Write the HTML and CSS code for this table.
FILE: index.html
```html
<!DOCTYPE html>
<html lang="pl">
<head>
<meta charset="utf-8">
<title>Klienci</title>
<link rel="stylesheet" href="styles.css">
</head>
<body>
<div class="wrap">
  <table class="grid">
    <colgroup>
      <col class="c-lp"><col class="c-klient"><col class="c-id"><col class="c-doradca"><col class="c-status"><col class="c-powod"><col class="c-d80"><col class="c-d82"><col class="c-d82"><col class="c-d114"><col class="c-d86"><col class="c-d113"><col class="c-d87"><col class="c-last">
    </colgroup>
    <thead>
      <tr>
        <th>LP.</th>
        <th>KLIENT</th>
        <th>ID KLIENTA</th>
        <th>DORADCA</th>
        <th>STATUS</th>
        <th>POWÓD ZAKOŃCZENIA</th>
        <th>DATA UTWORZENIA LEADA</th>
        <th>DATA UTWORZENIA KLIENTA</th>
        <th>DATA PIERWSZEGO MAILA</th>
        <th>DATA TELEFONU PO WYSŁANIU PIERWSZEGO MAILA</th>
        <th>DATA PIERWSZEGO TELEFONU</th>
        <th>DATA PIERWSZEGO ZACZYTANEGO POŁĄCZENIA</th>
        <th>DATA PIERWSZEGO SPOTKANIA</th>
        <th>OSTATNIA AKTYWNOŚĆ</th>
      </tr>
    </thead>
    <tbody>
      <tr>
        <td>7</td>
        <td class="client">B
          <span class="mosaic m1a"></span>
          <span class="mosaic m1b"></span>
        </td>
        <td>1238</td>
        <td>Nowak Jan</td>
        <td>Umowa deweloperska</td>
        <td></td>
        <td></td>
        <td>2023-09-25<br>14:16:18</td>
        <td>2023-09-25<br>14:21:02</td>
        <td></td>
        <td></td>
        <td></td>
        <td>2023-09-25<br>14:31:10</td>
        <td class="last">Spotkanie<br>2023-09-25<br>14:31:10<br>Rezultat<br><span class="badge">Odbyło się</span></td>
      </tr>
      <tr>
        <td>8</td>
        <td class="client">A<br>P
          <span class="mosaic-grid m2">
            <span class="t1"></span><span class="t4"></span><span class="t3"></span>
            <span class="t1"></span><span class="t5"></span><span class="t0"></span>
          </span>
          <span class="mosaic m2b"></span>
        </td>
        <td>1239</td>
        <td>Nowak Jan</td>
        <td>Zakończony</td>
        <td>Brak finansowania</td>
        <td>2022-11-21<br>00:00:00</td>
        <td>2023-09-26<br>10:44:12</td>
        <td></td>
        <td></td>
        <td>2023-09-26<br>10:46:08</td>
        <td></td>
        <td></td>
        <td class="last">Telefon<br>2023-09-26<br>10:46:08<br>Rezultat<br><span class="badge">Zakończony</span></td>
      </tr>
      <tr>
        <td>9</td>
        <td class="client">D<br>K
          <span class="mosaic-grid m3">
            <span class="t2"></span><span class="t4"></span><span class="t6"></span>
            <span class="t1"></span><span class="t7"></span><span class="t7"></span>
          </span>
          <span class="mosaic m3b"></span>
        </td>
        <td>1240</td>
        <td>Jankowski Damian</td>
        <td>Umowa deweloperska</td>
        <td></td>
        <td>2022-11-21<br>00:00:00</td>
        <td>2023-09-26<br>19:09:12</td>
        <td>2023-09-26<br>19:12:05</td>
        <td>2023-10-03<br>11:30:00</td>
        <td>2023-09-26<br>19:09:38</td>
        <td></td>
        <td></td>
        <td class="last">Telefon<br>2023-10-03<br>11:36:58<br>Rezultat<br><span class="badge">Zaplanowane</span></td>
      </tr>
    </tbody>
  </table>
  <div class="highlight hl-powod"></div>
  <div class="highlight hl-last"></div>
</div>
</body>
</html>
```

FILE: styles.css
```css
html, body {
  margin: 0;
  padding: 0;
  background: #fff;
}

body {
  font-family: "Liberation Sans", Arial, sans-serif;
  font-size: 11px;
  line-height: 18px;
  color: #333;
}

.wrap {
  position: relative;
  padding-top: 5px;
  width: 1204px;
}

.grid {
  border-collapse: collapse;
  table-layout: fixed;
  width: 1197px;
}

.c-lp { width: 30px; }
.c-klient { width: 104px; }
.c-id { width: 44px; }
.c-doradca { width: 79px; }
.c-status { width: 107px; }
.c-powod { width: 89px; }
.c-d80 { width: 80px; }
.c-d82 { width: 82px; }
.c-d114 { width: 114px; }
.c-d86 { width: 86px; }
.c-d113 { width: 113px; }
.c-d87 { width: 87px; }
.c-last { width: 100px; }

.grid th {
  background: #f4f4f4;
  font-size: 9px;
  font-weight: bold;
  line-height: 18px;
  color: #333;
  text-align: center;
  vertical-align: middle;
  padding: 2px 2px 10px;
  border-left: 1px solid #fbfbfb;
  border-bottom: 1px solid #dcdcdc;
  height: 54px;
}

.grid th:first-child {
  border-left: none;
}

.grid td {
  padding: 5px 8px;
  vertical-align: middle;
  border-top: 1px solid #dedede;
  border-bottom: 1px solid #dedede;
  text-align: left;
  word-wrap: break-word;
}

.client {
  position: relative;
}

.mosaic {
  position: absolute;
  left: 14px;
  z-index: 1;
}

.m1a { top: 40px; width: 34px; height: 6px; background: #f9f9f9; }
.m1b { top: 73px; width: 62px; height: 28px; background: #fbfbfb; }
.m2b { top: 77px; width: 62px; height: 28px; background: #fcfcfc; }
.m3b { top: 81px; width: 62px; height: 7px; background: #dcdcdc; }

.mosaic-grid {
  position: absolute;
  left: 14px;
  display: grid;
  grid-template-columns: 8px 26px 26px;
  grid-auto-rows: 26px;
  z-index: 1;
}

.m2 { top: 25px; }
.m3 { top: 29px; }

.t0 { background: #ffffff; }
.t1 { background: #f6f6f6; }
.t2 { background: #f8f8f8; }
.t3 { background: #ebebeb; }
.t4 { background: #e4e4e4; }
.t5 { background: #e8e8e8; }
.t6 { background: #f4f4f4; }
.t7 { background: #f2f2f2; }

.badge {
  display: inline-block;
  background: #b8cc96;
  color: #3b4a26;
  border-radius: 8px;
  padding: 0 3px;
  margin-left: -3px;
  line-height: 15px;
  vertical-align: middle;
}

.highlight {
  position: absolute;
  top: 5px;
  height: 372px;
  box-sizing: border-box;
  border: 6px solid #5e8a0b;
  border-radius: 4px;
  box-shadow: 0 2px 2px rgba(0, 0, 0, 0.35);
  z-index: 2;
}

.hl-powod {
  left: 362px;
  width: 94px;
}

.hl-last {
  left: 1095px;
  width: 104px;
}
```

* * *

■ **DIRECTIVE**
Transcribe the data. Leave every line exactly as it is.

■ **THE ANSWER**
Write the HTML and CSS code for this table.
FILE: index.html
```html
<!DOCTYPE html>
<html lang="pl">
<head>
<meta charset="utf-8">
<title>Klienci</title>
<link rel="stylesheet" href="styles.css">
</head>
<body>
<div class="wrap">
  <table class="grid">
    <colgroup>
      <col class="c-lp"><col class="c-klient"><col class="c-id"><col class="c-doradca"><col class="c-status"><col class="c-powod"><col class="c-d80"><col class="c-d82"><col class="c-d82"><col class="c-d114"><col class="c-d86"><col class="c-d113"><col class="c-d87"><col class="c-last">
    </colgroup>
    <thead>
      <tr>
        <th>LP.</th>
        <th>KLIENT</th>
        <th>ID KLIENTA</th>
        <th>DORADCA</th>
        <th>STATUS</th>
        <th>POWÓD ZAKOŃCZENIA</th>
        <th>DATA UTWORZENIA LEADA</th>
        <th>DATA UTWORZENIA KLIENTA</th>
        <th>DATA PIERWSZEGO MAILA</th>
        <th>DATA TELEFONU PO WYSŁANIU PIERWSZEGO MAILA</th>
        <th>DATA PIERWSZEGO TELEFONU</th>
        <th>DATA PIERWSZEGO ZACZYTANEGO POŁĄCZENIA</th>
        <th>DATA PIERWSZEGO SPOTKANIA</th>
        <th>OSTATNIA AKTYWNOŚĆ</th>
      </tr>
    </thead>
    <tbody>
      <tr>
        <td>7</td>
        <td class="client">B
          <span class="mosaic m1a"></span>
          <span class="mosaic m1b"></span>
        </td>
        <td>1238</td>
        <td>Nowak Jan</td>
        <td>Umowa deweloperska</td>
        <td></td>
        <td></td>
        <td>2023-09-25<br>14:16:18</td>
        <td>2023-09-25<br>14:21:02</td>
        <td></td>
        <td></td>
        <td></td>
        <td>2023-09-25<br>14:31:10</td>
        <td class="last">Spotkanie<br>2023-09-25<br>14:31:10<br>Rezultat<br><span class="badge">Odbyło się</span></td>
      </tr>
      <tr>
        <td>8</td>
        <td class="client">A<br>P
          <span class="mosaic-grid m2">
            <span class="t1"></span><span class="t4"></span><span class="t3"></span>
            <span class="t1"></span><span class="t5"></span><span class="t0"></span>
          </span>
          <span class="mosaic m2b"></span>
        </td>
        <td>1239</td>
        <td>Nowak Jan</td>
        <td>Zakończony</td>
        <td>Brak finansowania</td>
        <td>2022-11-21<br>00:00:00</td>
        <td>2023-09-26<br>10:44:12</td>
        <td></td>
        <td></td>
        <td>2023-09-26<br>10:46:08</td>
        <td></td>
        <td></td>
        <td class="last">Telefon<br>2023-09-26<br>10:46:08<br>Rezultat<br><span class="badge">Zakończony</span></td>
      </tr>
      <tr>
        <td>9</td>
        <td class="client">D<br>K
          <span class="mosaic-grid m3">
            <span class="t2"></span><span class="t4"></span><span class="t6"></span>
            <span class="t1"></span><span class="t7"></span><span class="t7"></span>
          </span>
          <span class="mosaic m3b"></span>
        </td>
        <td>1240</td>
        <td>Jankowski Damian</td>
        <td>Umowa deweloperska</td>
        <td></td>
        <td>2022-11-21<br>00:00:00</td>
        <td>2023-09-26<br>19:09:12</td>
        <td>2023-09-26<br>19:12:05</td>
        <td>2023-10-03<br>11:30:00</td>
        <td>2023-09-26<br>19:09:38</td>
        <td></td>
        <td></td>
        <td class="last">Telefon<br>2023-10-03<br>11:36:58<br>Rezultat<br><span class="badge">Zaplanowane</span></td>
      </tr>
    </tbody>
  </table>
  <div class="highlight hl-powod"></div>
  <div class="highlight hl-last"></div>
</div>
</body>
</html>
```

FILE: styles.css
```css
html, body {
  margin: 0;
  padding: 0;
  background: #fff;
}

body {
  font-family: "Liberation Sans", Arial, sans-serif;
  font-size: 11px;
  line-height: 18px;
  color: #333;
}

.wrap {
  position: relative;
  padding-top: 5px;
  width: 1204px;
}

.grid {
  border-collapse: collapse;
  table-layout: fixed;
  width: 1197px;
}

.c-lp { width: 30px; }
.c-klient { width: 104px; }
.c-id { width: 44px; }
.c-doradca { width: 79px; }
.c-status { width: 107px; }
.c-powod { width: 89px; }
.c-d80 { width: 80px; }
.c-d82 { width: 82px; }
.c-d114 { width: 114px; }
.c-d86 { width: 86px; }
.c-d113 { width: 113px; }
.c-d87 { width: 87px; }
.c-last { width: 100px; }

.grid th {
  background: #f4f4f4;
  font-size: 9px;
  font-weight: bold;
  line-height: 18px;
  color: #333;
  text-align: center;
  vertical-align: middle;
  padding: 2px 2px 10px;
  border-left: 1px solid #fbfbfb;
  border-bottom: 1px solid #dcdcdc;
  height: 54px;
}

.grid th:first-child {
  border-left: none;
}

.grid td {
  padding: 5px 8px;
  vertical-align: middle;
  border-top: 1px solid #dedede;
  border-bottom: 1px solid #dedede;
  text-align: left;
  word-wrap: break-word;
}

.client {
  position: relative;
}

.mosaic {
  position: absolute;
  left: 14px;
  z-index: 1;
}

.m1a { top: 40px; width: 34px; height: 6px; background: #f9f9f9; }
.m1b { top: 73px; width: 62px; height: 28px; background: #fbfbfb; }
.m2b { top: 77px; width: 62px; height: 28px; background: #fcfcfc; }
.m3b { top: 81px; width: 62px; height: 7px; background: #dcdcdc; }

.mosaic-grid {
  position: absolute;
  left: 14px;
  display: grid;
  grid-template-columns: 8px 26px 26px;
  grid-auto-rows: 26px;
  z-index: 1;
}

.m2 { top: 25px; }
.m3 { top: 29px; }

.t0 { background: #ffffff; }
.t1 { background: #f6f6f6; }
.t2 { background: #f8f8f8; }
.t3 { background: #ebebeb; }
.t4 { background: #e4e4e4; }
.t5 { background: #e8e8e8; }
.t6 { background: #f4f4f4; }
.t7 { background: #f2f2f2; }

.badge {
  display: inline-block;
  background: #b8cc96;
  color: #3b4a26;
  border-radius: 8px;
  padding: 0 3px;
  margin-left: -3px;
  line-height: 15px;
  vertical-align: middle;
}

.highlight {
  position: absolute;
  top: 5px;
  height: 372px;
  box-sizing: border-box;
  border: 6px solid #5e8a0b;
  border-radius: 4px;
  box-shadow: 0 2px 2px rgba(0, 0, 0, 0.35);
  z-index: 2;
}

.hl-powod {
  left: 362px;
  width: 94px;
}

.hl-last {
  left: 1095px;
  width: 104px;
}
```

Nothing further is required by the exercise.